It is a curious thing, the way man is forever boasting of his grand march of progress when all he has done is exchange an old master for a brand-new driver with a shinier whip. We look back with a shudder at the poor, ignorant savages who fell under the spell of the poppy and the leaf, yet we walk the streets today with our noses glued to a little glass brick, entirely convinced that we are the very pinnacle of creation.

For thousands of years, the devil had to rely on the soil to brew his mischief. A man had to go out and cultivate the earth, waiting on the rain and the sun just to coax a few nitrogenous organic compounds out of a plant that was only trying to keep from being eaten by bugs. These alkaloids were a clever defense for the weed, but they proved a downright catastrophe for the human creature, who discovered that a mouthful of smoke or a bitter swallow could bypass the brain’s natural watch-guards and set off a glorious, artificial jubilee in his skull.
The brain, being a lazy sort of organ, would look at this flood of joy, decide its own daily labor was no longer required, and simply shut down the local factory. It was a localized business, this old-fashioned ruin, limited by the speed of a horse or the capacity of a sailing ship. But look how far we have come. We have outgrown the tedious labor of farming. We have migrated from the plantation to the laboratory of the mind, replacing the raw chemistry of the field with the architecture of the algorithm.
We do not need to harvest the juice of the bulb anymore when we can process data alkaloids, which are highly refined, computationally optimized units of information engineered specifically to pick the locks of human nature. The modern peddler does not deal in physical contraband; he deals in a variable reward schedule, a little red badge of notification, or a clever snippet of moving picture that catches the eye and holds it fast.
The clever engineers in their clean offices take the raw observations of human weakness and refine them into synthesized engagement, producing a product so potent it makes the old-time opium dens look like Sunday schools. The ancient, simple machinery inside a man’s head cannot tell the difference between the thrill of an honest meal and the phantom whistle of an anonymous approval from three thousand miles away.
The true beauty of this modern ruin, however, lies in its marvelous efficiency of distribution. In the old days, if a man took a notion to ruin his life with a chemical, he generally had to find some low companion to show him the way, and the infection spread no faster than a body could walk down an alley.
Today, we have perfected the peer-to-peer transmission of our afflictions. A man sits alone in his room, catches a digital fever for frantic speculation or despairing thoughts, and before he can even blink, the machine has used his very breath to infect a thousand strangers in Ohio and Japan. We have turned the victim into the drummer, making every consumer an active distributor in a vast, invisible network of contagion.
When you strip away the high-sounding language of the technicians, you find that the ledger balances out exactly where it always did.

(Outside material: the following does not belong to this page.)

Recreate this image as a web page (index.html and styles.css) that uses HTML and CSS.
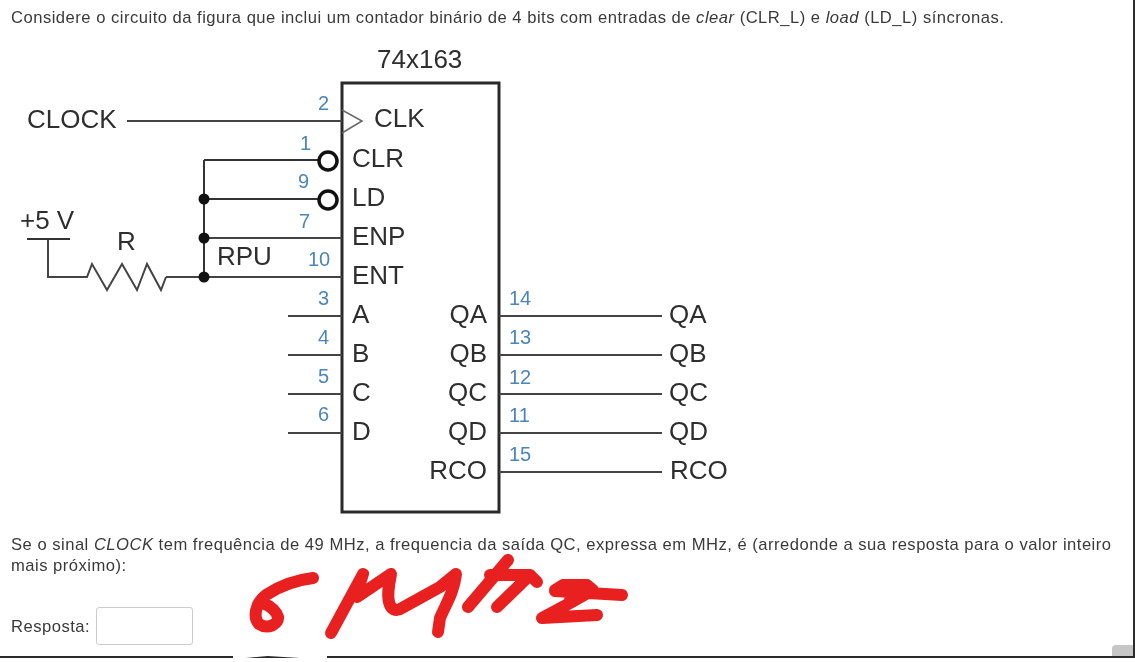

The human nervous system is an old, analog instrument playing a tune it never practiced, and it cares nothing for the pedigree of the thing that strikes the keys.
Whether a man destroys his peace by chewing on a leaf grown in the dirt or by staring into a glowing box that feeds him a calculated sequence of numbers, the internal bonfire burns the same wood. The fuel changes from carbon to code, but the fire is identical. We have merely emancipated our vices from the clumsy limitations of matter, turning them into pure, weightless information that flies around the globe at the speed of light, leaving the lonely, primitive soul to settle the bill.